Je suis furieuse contre ce stupide bottier qui ne t’apporte pas tes bottes. J’ai très envie d’envoyer les chercher tout à l’heure. Je ne peux pas supporter la pensée de te savoir les pieds dans l’état où tu les avais hier. Mon pauvre adoré, c’est ta santé, et peut-être plus encore, que tu joues sur une paire de bottes percées. Je vais envoyer Suzanne chez le bottier [1]. Comment as-tu passé la nuit malgré ton travail et tes pauvres pieds froids, mon Toto chéri ? Ne vaa pas à l’Académie tantôt avant de venir à la maison, mon amour. Et si tu ne vas pas à l’Académie, viens me voir avant d’aller autre part, ce sera de la tranquillité et de la joie pour toute la journée que tu me donneras.

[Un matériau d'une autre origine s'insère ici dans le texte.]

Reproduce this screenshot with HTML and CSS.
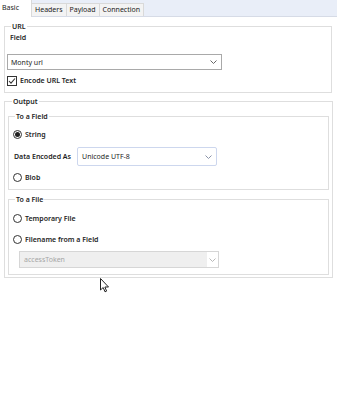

Je ferai peut-être le fameux essai aujourd’hui, cependant je n’en suis pas sûre à cause du temps grimaud et des diverses expériences que je veux faire auparavant de risquer MA TÊTE [2]. Je voudrais que ce fût fait et bien fait. Je ne suis pas sans inquiétude à ce sujet. Cependant j’essayerai. Je jette ma perruque par-dessus les moulins au petit BONHEUR. Qui [ne] risque rien n’a pas de cheveux vert pomme. Il faut bien risquer quelque chose, moi je risque tout, c’est pas grand-chose. Baisez-moi, ne vous moquez pas de moi et aimez-moi de toutes les couleurs.
Juliette
BnF, Mss, NAF 16348, f. 185-186
Transcription de Anne-Estelle Baco assistée de Florence Naugrette
a) « vas ».
22 mars [1842], mardi soir, 9 h.
Je passe sans transition du blanc au noir, du plaisant au sévère et surtout au cuisant. Je ne sais pas si le proverbe : souffrir pour être belle se réalisera pour moi, mais ce qu’il y a de sûr, c’est que j’ai assez et trop et par-dessus la tête de toutes ces tignasseries-là [3]. Ce dont je n’ai pas assez, c’est vous, mon cher petit homme adoré, que je vois à peine cinq minutes par jour et autant par nuit, ce qui me fait l’effet d’un grain de chènevis [4] dans la trompe d’un éléphant affamé. Mais que votre pièce soit finie [5], que je sois remise tout à fait sur mes pattes [6] et vous verrez un peu de quel pied je me mouche. En attendant je bisque et je rage sans murmurer. Sans murmurer. Taisez-vous. Et ne perdez pas mon petit dessin. J’y tiens comme rache [7] et je ne vous pardonnerais pas d’en disposer pour qui ou pour quoi [que] ce soit. Sérieusement, mon amour, je serais très fâchéea et très chagrine si tu perdais ou si tu donnais mon ravissant petit dessin de ce soir ; après ton amour, rien ne m’est plus précieux que ce qui me vient de toi et fait par toi. Baise-moi mon Toto et reviens bien vite auprès de moi.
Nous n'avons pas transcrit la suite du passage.